◆ AVAILABLE DATA:
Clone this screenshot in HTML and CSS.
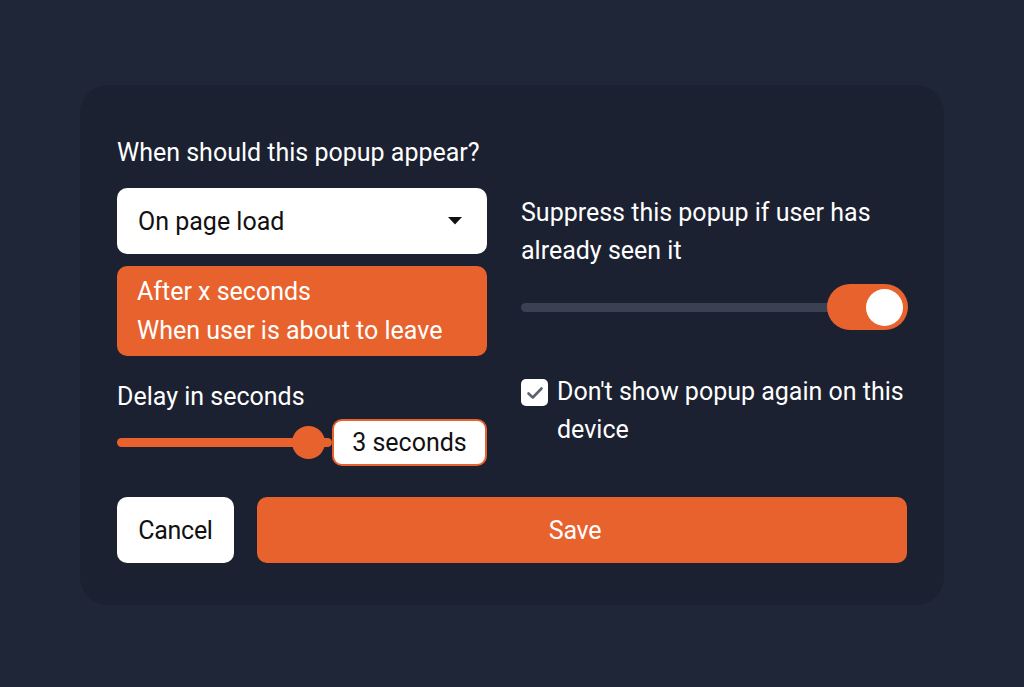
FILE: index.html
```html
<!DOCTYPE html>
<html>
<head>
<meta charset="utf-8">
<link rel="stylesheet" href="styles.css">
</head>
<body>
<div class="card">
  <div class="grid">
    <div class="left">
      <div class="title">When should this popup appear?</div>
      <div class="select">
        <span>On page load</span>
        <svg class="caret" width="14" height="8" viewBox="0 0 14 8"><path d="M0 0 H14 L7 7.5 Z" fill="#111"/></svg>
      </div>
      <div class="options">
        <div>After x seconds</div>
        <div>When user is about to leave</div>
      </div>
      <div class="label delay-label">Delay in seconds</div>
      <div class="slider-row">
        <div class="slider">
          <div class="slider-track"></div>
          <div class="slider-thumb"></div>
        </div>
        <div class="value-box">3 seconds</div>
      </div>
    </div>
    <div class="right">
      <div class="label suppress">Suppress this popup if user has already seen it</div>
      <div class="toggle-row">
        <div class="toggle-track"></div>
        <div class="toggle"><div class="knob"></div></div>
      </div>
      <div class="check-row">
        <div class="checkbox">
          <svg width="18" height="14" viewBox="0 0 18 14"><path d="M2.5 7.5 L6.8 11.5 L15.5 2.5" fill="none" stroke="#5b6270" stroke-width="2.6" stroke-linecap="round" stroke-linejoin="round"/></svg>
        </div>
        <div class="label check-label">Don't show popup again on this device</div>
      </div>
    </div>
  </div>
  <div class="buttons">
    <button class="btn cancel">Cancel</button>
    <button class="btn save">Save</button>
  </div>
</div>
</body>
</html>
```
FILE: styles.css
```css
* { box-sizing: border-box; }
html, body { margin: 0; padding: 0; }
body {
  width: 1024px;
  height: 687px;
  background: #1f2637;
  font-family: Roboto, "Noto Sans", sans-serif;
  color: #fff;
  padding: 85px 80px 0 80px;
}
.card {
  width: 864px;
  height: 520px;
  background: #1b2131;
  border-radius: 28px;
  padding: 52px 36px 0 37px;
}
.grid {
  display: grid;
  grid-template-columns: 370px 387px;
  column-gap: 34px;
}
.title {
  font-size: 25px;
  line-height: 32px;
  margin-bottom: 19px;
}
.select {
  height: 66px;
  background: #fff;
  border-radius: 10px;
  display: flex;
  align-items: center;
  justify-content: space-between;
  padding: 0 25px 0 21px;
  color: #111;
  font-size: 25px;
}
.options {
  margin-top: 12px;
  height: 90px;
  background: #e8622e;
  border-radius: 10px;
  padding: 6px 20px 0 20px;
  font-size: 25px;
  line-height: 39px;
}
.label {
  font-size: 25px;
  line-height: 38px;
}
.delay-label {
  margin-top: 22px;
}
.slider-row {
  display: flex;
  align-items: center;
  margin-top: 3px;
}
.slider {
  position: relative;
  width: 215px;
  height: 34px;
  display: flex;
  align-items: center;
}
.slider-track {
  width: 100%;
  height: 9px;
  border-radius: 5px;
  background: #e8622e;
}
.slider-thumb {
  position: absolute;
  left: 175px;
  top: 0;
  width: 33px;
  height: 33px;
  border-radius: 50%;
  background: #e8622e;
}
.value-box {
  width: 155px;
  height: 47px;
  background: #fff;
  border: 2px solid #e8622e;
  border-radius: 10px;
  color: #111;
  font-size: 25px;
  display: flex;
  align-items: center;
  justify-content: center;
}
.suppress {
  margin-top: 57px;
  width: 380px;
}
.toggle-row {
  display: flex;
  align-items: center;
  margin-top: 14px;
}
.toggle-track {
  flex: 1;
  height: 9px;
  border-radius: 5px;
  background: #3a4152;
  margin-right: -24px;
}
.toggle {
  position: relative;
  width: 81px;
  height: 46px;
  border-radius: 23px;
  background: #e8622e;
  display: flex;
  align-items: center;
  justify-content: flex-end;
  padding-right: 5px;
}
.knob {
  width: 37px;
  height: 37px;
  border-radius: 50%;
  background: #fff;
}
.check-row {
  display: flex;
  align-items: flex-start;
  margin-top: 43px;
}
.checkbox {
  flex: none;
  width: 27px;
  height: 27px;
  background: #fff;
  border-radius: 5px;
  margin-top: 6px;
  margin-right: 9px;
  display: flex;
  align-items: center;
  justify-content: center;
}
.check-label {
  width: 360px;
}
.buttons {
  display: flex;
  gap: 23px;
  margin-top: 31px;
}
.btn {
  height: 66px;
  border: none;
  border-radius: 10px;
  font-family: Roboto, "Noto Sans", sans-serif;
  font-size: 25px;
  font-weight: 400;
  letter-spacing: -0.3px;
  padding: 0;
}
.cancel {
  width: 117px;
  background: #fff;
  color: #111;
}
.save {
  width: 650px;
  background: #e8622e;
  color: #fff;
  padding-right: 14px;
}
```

◆ EXERCISE: All of the data above should be quoted exactly, except for the pictures.

◆ SOLUTION:
Clone this screenshot in HTML and CSS.
FILE: index.html
```html
<!DOCTYPE html>
<html>
<head>
<meta charset="utf-8">
<link rel="stylesheet" href="styles.css">
</head>
<body>
<div class="card">
  <div class="grid">
    <div class="left">
      <div class="title">When should this popup appear?</div>
      <div class="select">
        <span>On page load</span>
        <svg class="caret" width="14" height="8" viewBox="0 0 14 8"><path d="M0 0 H14 L7 7.5 Z" fill="#111"/></svg>
      </div>
      <div class="options">
        <div>After x seconds</div>
        <div>When user is about to leave</div>
      </div>
      <div class="label delay-label">Delay in seconds</div>
      <div class="slider-row">
        <div class="slider">
          <div class="slider-track"></div>
          <div class="slider-thumb"></div>
        </div>
        <div class="value-box">3 seconds</div>
      </div>
    </div>
    <div class="right">
      <div class="label suppress">Suppress this popup if user has already seen it</div>
      <div class="toggle-row">
        <div class="toggle-track"></div>
        <div class="toggle"><div class="knob"></div></div>
      </div>
      <div class="check-row">
        <div class="checkbox">
          <svg width="18" height="14" viewBox="0 0 18 14"><path d="M2.5 7.5 L6.8 11.5 L15.5 2.5" fill="none" stroke="#5b6270" stroke-width="2.6" stroke-linecap="round" stroke-linejoin="round"/></svg>
        </div>
        <div class="label check-label">Don't show popup again on this device</div>
      </div>
    </div>
  </div>
  <div class="buttons">
    <button class="btn cancel">Cancel</button>
    <button class="btn save">Save</button>
  </div>
</div>
</body>
</html>
```
FILE: styles.css
```css
* { box-sizing: border-box; }
html, body { margin: 0; padding: 0; }
body {
  width: 1024px;
  height: 687px;
  background: #1f2637;
  font-family: Roboto, "Noto Sans", sans-serif;
  color: #fff;
  padding: 85px 80px 0 80px;
}
.card {
  width: 864px;
  height: 520px;
  background: #1b2131;
  border-radius: 28px;
  padding: 52px 36px 0 37px;
}
.grid {
  display: grid;
  grid-template-columns: 370px 387px;
  column-gap: 34px;
}
.title {
  font-size: 25px;
  line-height: 32px;
  margin-bottom: 19px;
}
.select {
  height: 66px;
  background: #fff;
  border-radius: 10px;
  display: flex;
  align-items: center;
  justify-content: space-between;
  padding: 0 25px 0 21px;
  color: #111;
  font-size: 25px;
}
.options {
  margin-top: 12px;
  height: 90px;
  background: #e8622e;
  border-radius: 10px;
  padding: 6px 20px 0 20px;
  font-size: 25px;
  line-height: 39px;
}
.label {
  font-size: 25px;
  line-height: 38px;
}
.delay-label {
  margin-top: 22px;
}
.slider-row {
  display: flex;
  align-items: center;
  margin-top: 3px;
}
.slider {
  position: relative;
  width: 215px;
  height: 34px;
  display: flex;
  align-items: center;
}
.slider-track {
  width: 100%;
  height: 9px;
  border-radius: 5px;
  background: #e8622e;
}
.slider-thumb {
  position: absolute;
  left: 175px;
  top: 0;
  width: 33px;
  height: 33px;
  border-radius: 50%;
  background: #e8622e;
}
.value-box {
  width: 155px;
  height: 47px;
  background: #fff;
  border: 2px solid #e8622e;
  border-radius: 10px;
  color: #111;
  font-size: 25px;
  display: flex;
  align-items: center;
  justify-content: center;
}
.suppress {
  margin-top: 57px;
  width: 380px;
}
.toggle-row {
  display: flex;
  align-items: center;
  margin-top: 14px;
}
.toggle-track {
  flex: 1;
  height: 9px;
  border-radius: 5px;
  background: #3a4152;
  margin-right: -24px;
}
.toggle {
  position: relative;
  width: 81px;
  height: 46px;
  border-radius: 23px;
  background: #e8622e;
  display: flex;
  align-items: center;
  justify-content: flex-end;
  padding-right: 5px;
}
.knob {
  width: 37px;
  height: 37px;
  border-radius: 50%;
  background: #fff;
}
.check-row {
  display: flex;
  align-items: flex-start;
  margin-top: 43px;
}
.checkbox {
  flex: none;
  width: 27px;
  height: 27px;
  background: #fff;
  border-radius: 5px;
  margin-top: 6px;
  margin-right: 9px;
  display: flex;
  align-items: center;
  justify-content: center;
}
.check-label {
  width: 360px;
}
.buttons {
  display: flex;
  gap: 23px;
  margin-top: 31px;
}
.btn {
  height: 66px;
  border: none;
  border-radius: 10px;
  font-family: Roboto, "Noto Sans", sans-serif;
  font-size: 25px;
  font-weight: 400;
  letter-spacing: -0.3px;
  padding: 0;
}
.cancel {
  width: 117px;
  background: #fff;
  color: #111;
}
.save {
  width: 650px;
  background: #e8622e;
  color: #fff;
  padding-right: 14px;
}
```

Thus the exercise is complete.